_WHAT IS REQUIRED_: Transcribe the full listing exactly, and drop every picture.

::: DATA PROVIDED :::

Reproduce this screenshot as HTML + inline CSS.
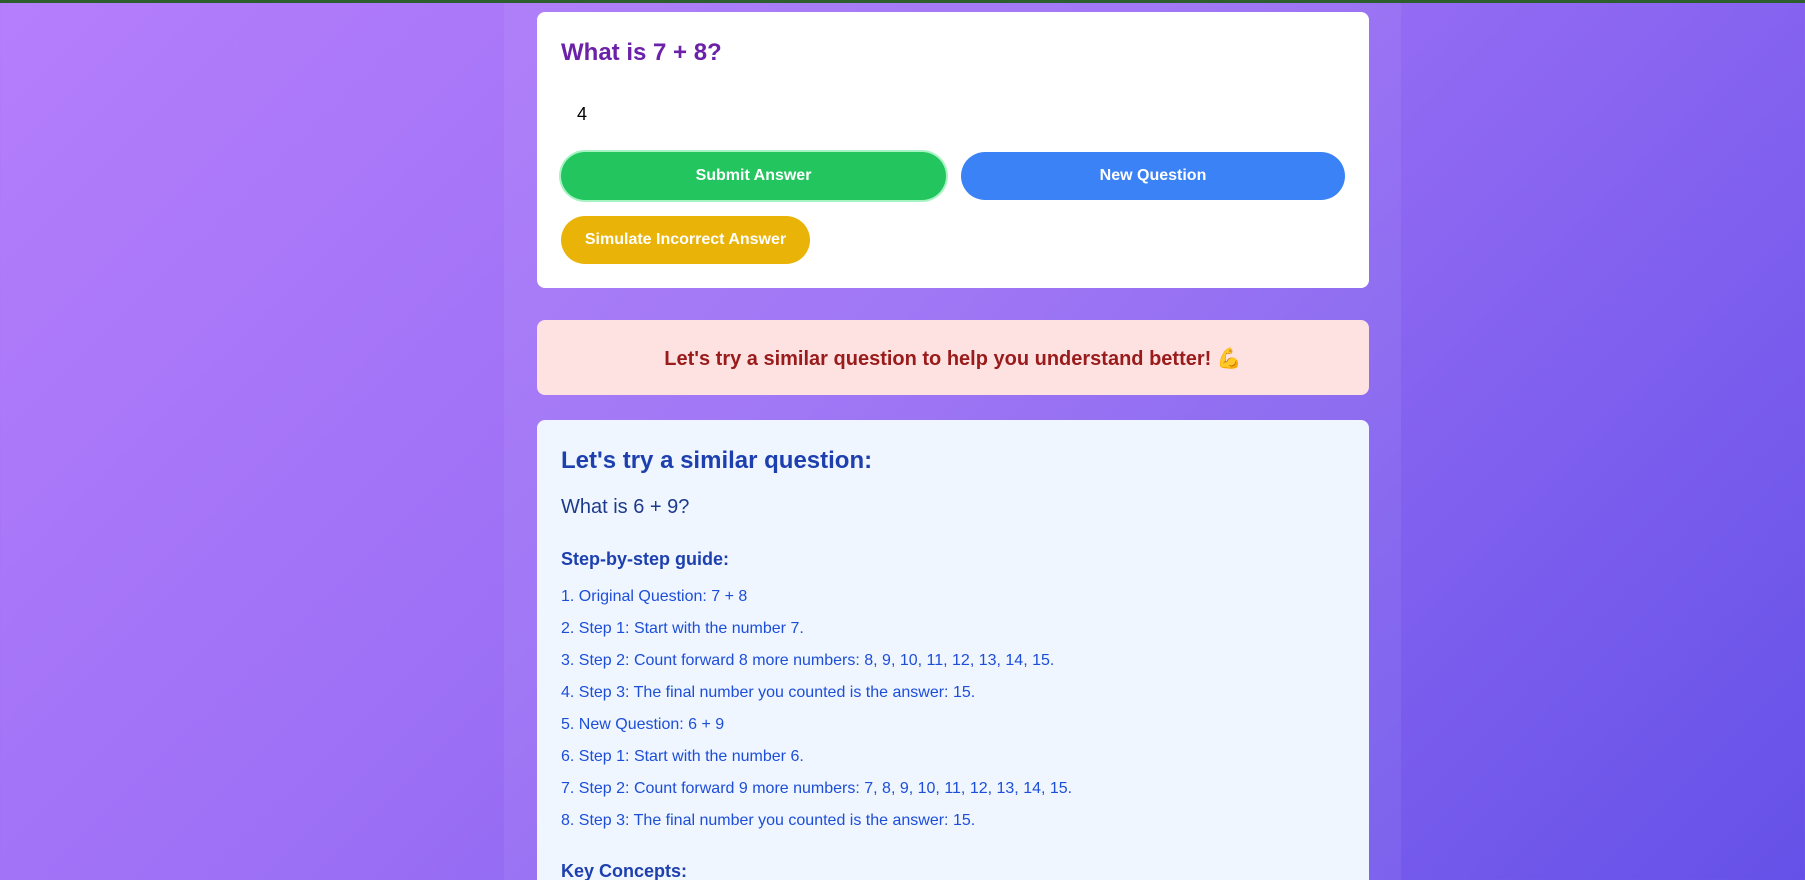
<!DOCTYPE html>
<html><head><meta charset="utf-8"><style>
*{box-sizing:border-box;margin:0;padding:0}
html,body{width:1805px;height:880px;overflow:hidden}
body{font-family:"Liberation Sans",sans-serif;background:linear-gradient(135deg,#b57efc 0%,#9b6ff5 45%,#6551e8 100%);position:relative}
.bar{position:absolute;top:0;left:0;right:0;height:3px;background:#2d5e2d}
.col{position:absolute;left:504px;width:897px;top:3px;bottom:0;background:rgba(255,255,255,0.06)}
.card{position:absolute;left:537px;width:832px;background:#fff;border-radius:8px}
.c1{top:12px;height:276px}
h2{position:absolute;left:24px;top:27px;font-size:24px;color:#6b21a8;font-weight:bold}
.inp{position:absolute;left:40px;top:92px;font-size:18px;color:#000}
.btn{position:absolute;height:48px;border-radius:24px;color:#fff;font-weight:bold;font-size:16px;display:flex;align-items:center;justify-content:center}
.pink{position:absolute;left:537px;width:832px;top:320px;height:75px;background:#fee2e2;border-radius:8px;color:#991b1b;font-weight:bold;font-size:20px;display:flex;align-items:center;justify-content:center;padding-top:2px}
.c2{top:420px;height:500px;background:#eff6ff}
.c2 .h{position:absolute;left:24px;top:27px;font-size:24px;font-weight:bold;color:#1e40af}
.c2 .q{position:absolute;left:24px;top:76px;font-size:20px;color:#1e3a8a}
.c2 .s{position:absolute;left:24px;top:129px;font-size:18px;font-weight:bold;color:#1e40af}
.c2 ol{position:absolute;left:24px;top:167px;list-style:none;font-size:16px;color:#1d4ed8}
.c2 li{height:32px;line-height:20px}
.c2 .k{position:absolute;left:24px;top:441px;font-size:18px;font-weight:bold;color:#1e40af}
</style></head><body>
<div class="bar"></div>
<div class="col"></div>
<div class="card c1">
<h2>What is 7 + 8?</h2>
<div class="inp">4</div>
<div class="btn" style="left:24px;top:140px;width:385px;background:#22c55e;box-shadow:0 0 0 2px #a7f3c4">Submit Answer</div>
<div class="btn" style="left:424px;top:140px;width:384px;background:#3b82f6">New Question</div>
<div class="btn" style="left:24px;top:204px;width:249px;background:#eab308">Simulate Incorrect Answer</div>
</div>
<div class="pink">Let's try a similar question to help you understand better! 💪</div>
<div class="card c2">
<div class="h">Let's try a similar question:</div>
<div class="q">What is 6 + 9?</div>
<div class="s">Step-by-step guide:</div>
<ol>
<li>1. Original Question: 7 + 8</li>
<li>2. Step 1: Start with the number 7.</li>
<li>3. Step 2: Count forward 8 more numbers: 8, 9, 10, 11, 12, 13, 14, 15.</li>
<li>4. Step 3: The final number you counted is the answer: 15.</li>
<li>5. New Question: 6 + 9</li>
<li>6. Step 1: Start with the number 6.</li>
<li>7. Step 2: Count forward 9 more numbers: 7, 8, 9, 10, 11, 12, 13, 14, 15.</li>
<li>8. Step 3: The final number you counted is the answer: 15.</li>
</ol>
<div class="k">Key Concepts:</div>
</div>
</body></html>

:::

_CORRECT RESULT_:
Reproduce this screenshot as HTML + inline CSS.
<!DOCTYPE html>
<html><head><meta charset="utf-8"><style>
*{box-sizing:border-box;margin:0;padding:0}
html,body{width:1805px;height:880px;overflow:hidden}
body{font-family:"Liberation Sans",sans-serif;background:linear-gradient(135deg,#b57efc 0%,#9b6ff5 45%,#6551e8 100%);position:relative}
.bar{position:absolute;top:0;left:0;right:0;height:3px;background:#2d5e2d}
.col{position:absolute;left:504px;width:897px;top:3px;bottom:0;background:rgba(255,255,255,0.06)}
.card{position:absolute;left:537px;width:832px;background:#fff;border-radius:8px}
.c1{top:12px;height:276px}
h2{position:absolute;left:24px;top:27px;font-size:24px;color:#6b21a8;font-weight:bold}
.inp{position:absolute;left:40px;top:92px;font-size:18px;color:#000}
.btn{position:absolute;height:48px;border-radius:24px;color:#fff;font-weight:bold;font-size:16px;display:flex;align-items:center;justify-content:center}
.pink{position:absolute;left:537px;width:832px;top:320px;height:75px;background:#fee2e2;border-radius:8px;color:#991b1b;font-weight:bold;font-size:20px;display:flex;align-items:center;justify-content:center;padding-top:2px}
.c2{top:420px;height:500px;background:#eff6ff}
.c2 .h{position:absolute;left:24px;top:27px;font-size:24px;font-weight:bold;color:#1e40af}
.c2 .q{position:absolute;left:24px;top:76px;font-size:20px;color:#1e3a8a}
.c2 .s{position:absolute;left:24px;top:129px;font-size:18px;font-weight:bold;color:#1e40af}
.c2 ol{position:absolute;left:24px;top:167px;list-style:none;font-size:16px;color:#1d4ed8}
.c2 li{height:32px;line-height:20px}
.c2 .k{position:absolute;left:24px;top:441px;font-size:18px;font-weight:bold;color:#1e40af}
</style></head><body>
<div class="bar"></div>
<div class="col"></div>
<div class="card c1">
<h2>What is 7 + 8?</h2>
<div class="inp">4</div>
<div class="btn" style="left:24px;top:140px;width:385px;background:#22c55e;box-shadow:0 0 0 2px #a7f3c4">Submit Answer</div>
<div class="btn" style="left:424px;top:140px;width:384px;background:#3b82f6">New Question</div>
<div class="btn" style="left:24px;top:204px;width:249px;background:#eab308">Simulate Incorrect Answer</div>
</div>
<div class="pink">Let's try a similar question to help you understand better! 💪</div>
<div class="card c2">
<div class="h">Let's try a similar question:</div>
<div class="q">What is 6 + 9?</div>
<div class="s">Step-by-step guide:</div>
<ol>
<li>1. Original Question: 7 + 8</li>
<li>2. Step 1: Start with the number 7.</li>
<li>3. Step 2: Count forward 8 more numbers: 8, 9, 10, 11, 12, 13, 14, 15.</li>
<li>4. Step 3: The final number you counted is the answer: 15.</li>
<li>5. New Question: 6 + 9</li>
<li>6. Step 1: Start with the number 6.</li>
<li>7. Step 2: Count forward 9 more numbers: 7, 8, 9, 10, 11, 12, 13, 14, 15.</li>
<li>8. Step 3: The final number you counted is the answer: 15.</li>
</ol>
<div class="k">Key Concepts:</div>
</div>
</body></html>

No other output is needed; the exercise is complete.